La prima attestazione del Sant’Antioco di Bisarcio si colloca tra il 1065 e il 1082 in due atti di compravendita in cui è menzionato Mariano I de Lacon-Gunale. Tali documenti si riferiscono ad una situazione anteriore al grande incendio che devastò la cattedrale poco prima del 1090 e che comportò anche la perdita dell’archivio vescovile.

Il Delogu per primo individuò i resti di questa prima fabbrica nella parte inferiore del lato sinistro (1953, pag. 76), propendendo poi (pp. 121-125) per una datazione della seconda fase attorno all’anno 1153 ed ipotizzando la presenza nel cantiere di due diverse maestranze: innanzitutto quelle tosco-lombarde provenienti da S. Giusta (Oristano) sul finire del decennio 1140-50 e poi, fra il 1150-60, quelle francesi provenienti dal cantiere di S. Maria di Corte (Sindia).

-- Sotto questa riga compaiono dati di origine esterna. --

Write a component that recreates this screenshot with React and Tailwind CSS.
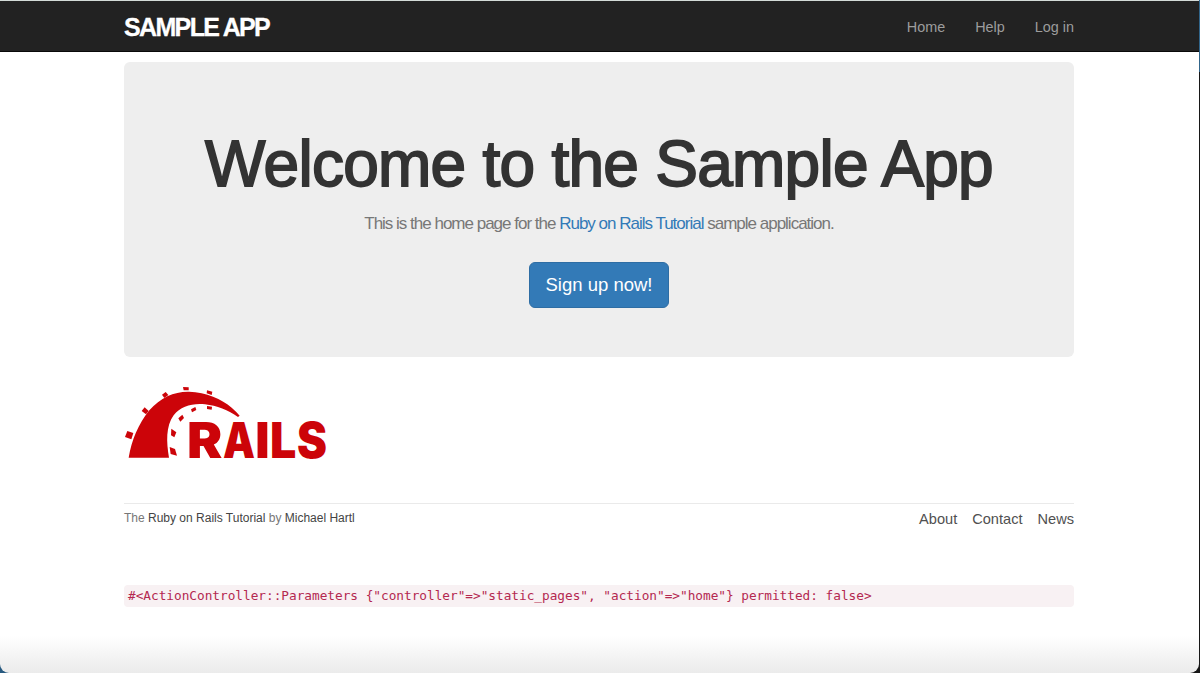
const sans = "font-['Liberation_Sans',Arial,sans-serif]";

function RailsLogo() {
  return (
    <svg className="block h-[75px] w-[204px] overflow-visible" viewBox="27 30 612 225" role="img" aria-label="Rails" fill="#cc0409">
      <path d="M41 248C50 196 70 147 103 106C137 67 178 49 222 50C274 51 320 72 350 98Q364 110 374 122L369 126C340 106 305 92 270 88C232 84 197 94 176 121C152 154 154 202 162 248Z" />
      <g>
        <path d="M37 168L55 174L49 193L30 186Z" />
        <path d="M89 97L101 108L93 118L80 108Z" />
        <path d="M152 51L160 60L148 69L141 59Z" />
        <path d="M204 36L221 37L221 46L206 46Z" />
        <path d="M276 46L292 50L290 60L275 55Z" />
        <path d="M276 93L291 95L290 104L276 102Z" />
        <path d="M241 96L244 105L231 112L228 103Z" />
        <path d="M202 119L207 129L196 140L190 130Z" />
        <path d="M169 161L184 172L178 187L168 181Z" />
        <path d="M164 216L180 222L186 242L167 237Z" />
      </g>
      <text y="248" fontFamily="Inter, Roboto, sans-serif" fontWeight="900" fontSize="147">
        <tspan x="216" textLength="106" lengthAdjust="spacingAndGlyphs">R</tspan>
        <tspan x="324" textLength="96" lengthAdjust="spacingAndGlyphs">A</tspan>
        <tspan x="421" textLength="43" lengthAdjust="spacingAndGlyphs">I</tspan>
        <tspan x="465" textLength="79" lengthAdjust="spacingAndGlyphs">L</tspan>
        <tspan x="546" textLength="90" lengthAdjust="spacingAndGlyphs">S</tspan>
      </text>
    </svg>
  );
}

export default function App() {
  return (
    <div className={`${sans} h-[673px] w-full overflow-hidden bg-linear-to-b from-[#31658a] from-50% to-[#285a80]`}>
      <div className="flex h-full w-full bg-linear-to-r from-transparent from-50% to-[#171717] to-50%">
        <div className="flex h-full min-w-0 grow flex-col overflow-hidden rounded-b-[9px] bg-linear-to-b from-white from-[94.5%] to-[#ebebeb]">
          <header className="h-[52px] shrink-0 border-t border-b border-t-[#d4dbd8] border-b-[#090909] bg-[#222]">
            <div className="mr-[125px] ml-[124px] flex h-[50px] items-center justify-between pt-[2px]">
              <a href="#" className="text-[25px] leading-[50px] font-bold tracking-[-1.65px] whitespace-nowrap text-white [-webkit-text-stroke:0.3px_#fff]">SAMPLE APP</a>
              <nav className="flex gap-[30px] text-[14.4px] leading-[50px] text-[#9d9d9d]">
                <a href="#">Home</a>
                <a href="#">Help</a>
                <a href="#">Log in</a>
              </nav>
            </div>
          </header>
          <main className="mr-[125px] ml-[124px] flex flex-col">
            <section className="mt-[10px] flex h-[295px] flex-col items-center rounded-md bg-[#eee] text-center">
              <h1 className="mt-[67px] h-[70px] text-[64px] leading-[70px] tracking-[-0.74px] whitespace-nowrap text-[#333] [-webkit-text-stroke:1.8px_#333]">
                Welcome to the Sample App
              </h1>
              <p className="mt-[12px] h-[25px] text-[17px] leading-[25px] tracking-[-1px] whitespace-nowrap text-[#777]">
                This is the home page for the <a href="#" className="text-[#337ab7]">Ruby on Rails Tutorial</a> sample application.
              </p>
              <a href="#" className="mt-[26px] flex h-[46px] w-[140px] items-center justify-center rounded-md border border-[#2e6da4] bg-[#337ab7] pt-px text-[18.5px] leading-none whitespace-nowrap text-white">
                Sign up now!
              </a>
            </section>
            <div className="mt-[28px]">
              <RailsLogo />
            </div>
            <footer className="mt-[43px] flex h-[82px] items-start justify-between border-t border-[#eaeaea] text-[#777]">
              <small className="mt-[5px] text-[12px] leading-[18px] whitespace-nowrap">
                The <a href="#" className="text-[#444]">Ruby on Rails Tutorial</a> by <a href="#" className="text-[#444]">Michael Hartl</a>
              </small>
              <nav className="mt-[5px] flex gap-[15px] text-[14.6px] leading-[21px] text-[#505050]">
                <a href="#">About</a>
                <a href="#">Contact</a>
                <a href="#">News</a>
              </nav>
            </footer>
            <pre className="h-[22px] rounded bg-[#f8f1f3] px-1 font-['DejaVu_Sans_Mono',monospace] text-[12.75px] leading-[21px] tracking-[-0.01px] text-[#b42850]">
              {'#<ActionController::Parameters {"controller"=>"static_pages", "action"=>"home"} permitted: false>'}
            </pre>
          </main>
        </div>
        <div className="flex w-px shrink-0 flex-col">
          <div className="h-[72px] bg-[#31658a]" />
          <div className="grow bg-[#171717]" />
        </div>
      </div>
    </div>
  );
}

Inoltre per l’autore (pp. 152-155) il portico è da riferire ad una terza fase costruttiva e rappresenta un caso unico sia nell’Isola che in Toscana dove sono assai rari i narteci a due piani.

Dato il suo carattere spiccatamente francese il portico di Bisarcio deve essere considerato «… come una derivazione delle “galilées” provvisto, com’è, di altare e messo in comunicazione con la chiesa attraverso la bifora».

Dopo quest’incendio e fino al momento della costruzione della nuova cattedrale di Bisarcio, avvenuta circa una settantina di anni più tardi, i suoi vescovi risedettero ad Ardara. Infatti nell’atto del 1139 con cui Ugone, vescovo di Orotelli, dona la chiesa di S. Pietro di Ortillen ai Camaldolesi compare un Mariano vescovo di Ardara (Ardarensis episcopus), titolo improprio che deriva appunto dal luogo in cui risiedeva il vescovo di Bisarcio.
   
   
TESTI DA CONSULTARE

  

R. Delogu, L’Architettura del Medioevo in Sardegna, Roma 1953.
F.  Amadu (don), La diocesi medievale di Bisarcio, Cagliari 1963
R. Coroneo, Architettura Romanica dalla metà del Mille al primo ‘300, Nuoro 1993.
F. Poli, La decorazione scultorea del Sant’Antioco di Bisarcio, in SACER, Bollettino dell’Associazione     
               Storica Sassarese, Sassari 2000, pp. 167-199.